The findings by D’Alessio et.al (1999) indicate that there was an average decrease of 2.5% in reported fatal alcohol-related traffic accidents on both State and County roads checked by the emergency cellular program. The study also revealed no significant decline in fatal alcohol-related traffic accidents in states where the program was not implemented.
Limitations of the study
The study faces some criticism regarding the validity of the data given that some drivers fail to dial the Star THP program while on the road to report drunken motorists. Moreover, most motorists have an issue identifying their location at night which makes some of the data obtained unreliable. The ARIMA model used in data analysis raises concerns because it portrays non-significant moving-average and autoregressive parameters. Also, some of the reported accidents may have been caused by other features such as drivers using cellular phones while on the road and not alcohol.
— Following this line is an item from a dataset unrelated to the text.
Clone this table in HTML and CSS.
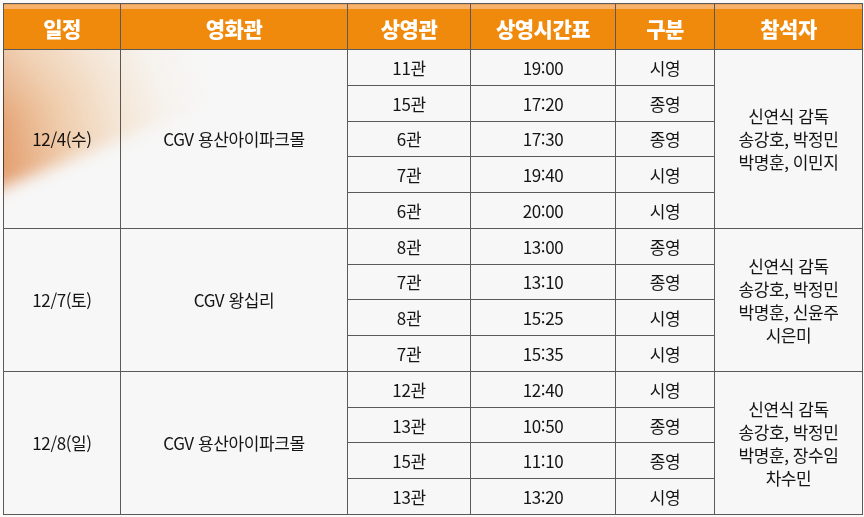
FILE: index.html
```html
<!DOCTYPE html>
<html lang="ko">
<head>
<meta charset="utf-8">
<link rel="stylesheet" href="styles.css">
</head>
<body>
<div class="sheet">
  <div class="glow-area"><div class="glow-soft"><div class="glow"></div></div></div>
  <div class="h">일정</div>
  <div class="h">영화관</div>
  <div class="h">상영관</div>
  <div class="h">상영시간표</div>
  <div class="h">구분</div>
  <div class="h">참석자</div>

  <div class="cell span5">12/4(수)</div>
  <div class="cell span5">CGV 용산아이파크몰</div>
  <div class="cell">11관</div><div class="cell">19:00</div><div class="cell">시영</div>
  <div class="cell span5 people">신연식 감독<br>송강호, 박정민<br>박명훈, 이민지</div>
  <div class="cell">15관</div><div class="cell">17:20</div><div class="cell">종영</div>
  <div class="cell">6관</div><div class="cell">17:30</div><div class="cell">종영</div>
  <div class="cell">7관</div><div class="cell">19:40</div><div class="cell">시영</div>
  <div class="cell">6관</div><div class="cell">20:00</div><div class="cell">시영</div>

  <div class="cell span4">12/7(토)</div>
  <div class="cell span4">CGV 왕십리</div>
  <div class="cell">8관</div><div class="cell">13:00</div><div class="cell">종영</div>
  <div class="cell span4 people">신연식 감독<br>송강호, 박정민<br>박명훈, 신윤주<br>시은미</div>
  <div class="cell">7관</div><div class="cell">13:10</div><div class="cell">종영</div>
  <div class="cell">8관</div><div class="cell">15:25</div><div class="cell">시영</div>
  <div class="cell">7관</div><div class="cell">15:35</div><div class="cell">시영</div>

  <div class="cell span4">12/8(일)</div>
  <div class="cell span4">CGV 용산아이파크몰</div>
  <div class="cell">12관</div><div class="cell">12:40</div><div class="cell">시영</div>
  <div class="cell span4 people">신연식 감독<br>송강호, 박정민<br>박명훈, 장수임<br>차수민</div>
  <div class="cell">13관</div><div class="cell">10:50</div><div class="cell">종영</div>
  <div class="cell">15관</div><div class="cell">11:10</div><div class="cell">종영</div>
  <div class="cell">13관</div><div class="cell">13:20</div><div class="cell">시영</div>
</div>
</body>
</html>
```
FILE: styles.css
```css
html, body {
  margin: 0;
  padding: 0;
  background: #fbfaf8;
}
body {
  padding: 3px 0 0 3px;
  font-family: "Noto Sans CJK KR", "Noto Sans", sans-serif;
  color: #151515;
}
.sheet {
  position: relative;
  display: grid;
  grid-template-columns: 116px 226px 122px 144px 98px 147px;
  grid-template-rows: 45px repeat(13, 1fr);
  gap: 1px;
  padding: 1px;
  width: 860px;
  height: 512px;
  box-sizing: border-box;
  background: #5a5a5a;
  overflow: hidden;
}
.h {
  background: #f08a0c;
  box-shadow: inset 0 1px 0 #e9a25a, inset 0 5px 0 #f6b26a;
  color: #fff;
  font-weight: 900;
  font-size: 21px;
  letter-spacing: -0.5px;
  display: flex;
  align-items: center;
  justify-content: center;
  padding-top: 3px;
  box-sizing: border-box;
}
.cell {
  background: #f7f7f7;
  font-size: 17px;
  letter-spacing: -0.4px;
  display: flex;
  align-items: center;
  justify-content: center;
  text-align: center;
}
.span5 { grid-row: span 5; }
.span4 { grid-row: span 4; }
.people {
  line-height: 23px;
}
.glow-area {
  position: absolute;
  left: 0;
  top: 47px;
  width: 220px;
  height: 175px;
  overflow: hidden;
  mix-blend-mode: multiply;
  pointer-events: none;
  z-index: 2;
}
.glow-soft {
  position: absolute;
  inset: 0;
  filter: blur(8px);
}
.glow {
  position: absolute;
  left: -80px;
  top: -124px;
  width: 320px;
  height: 220px;
  background: linear-gradient(90deg,
    rgba(222,112,42,0.82) 0%,
    rgba(228,128,58,0.72) 14%,
    rgba(240,170,105,0.55) 32%,
    rgba(248,208,162,0.4) 50%,
    rgba(252,232,210,0.22) 66%,
    rgba(255,255,255,0) 82%);
  -webkit-mask-image: linear-gradient(to bottom, rgba(0,0,0,0.75) 40%, #000 72%, rgba(0,0,0,0.9) 100%);
  mask-image: linear-gradient(to bottom, rgba(0,0,0,0.75) 40%, #000 72%, rgba(0,0,0,0.9) 100%);
  transform: rotate(-22deg);
}
```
- D’Alessio, S., Stolzenberg, L., & Terry, W. Clinton III (1999). Eyes on the Street:The Impact of Tennessee’s Emergency Cellular Telephone Program on Alcohol Related Fatal Crashes. Crime and Delinquency, 45, 4, 453- 466.
- Guerette, R. T. (2007). “Immigration Policy, Border Security, and Migrant Deaths: An Impact Evaluation of Life Saving Efforts under the Border Safety Initiative.” Criminology & Public Policy, 6,2, 201-222.
- Kovandzic, T., Sloan, J., & Vieraitis, L. (2004). Striking Out’ as Crime Reduction Policy: The Impact of ‘Three Strikes’ Laws on Crime Rates in U.S. Cities. Justice Quarterly, 21,2,207-239.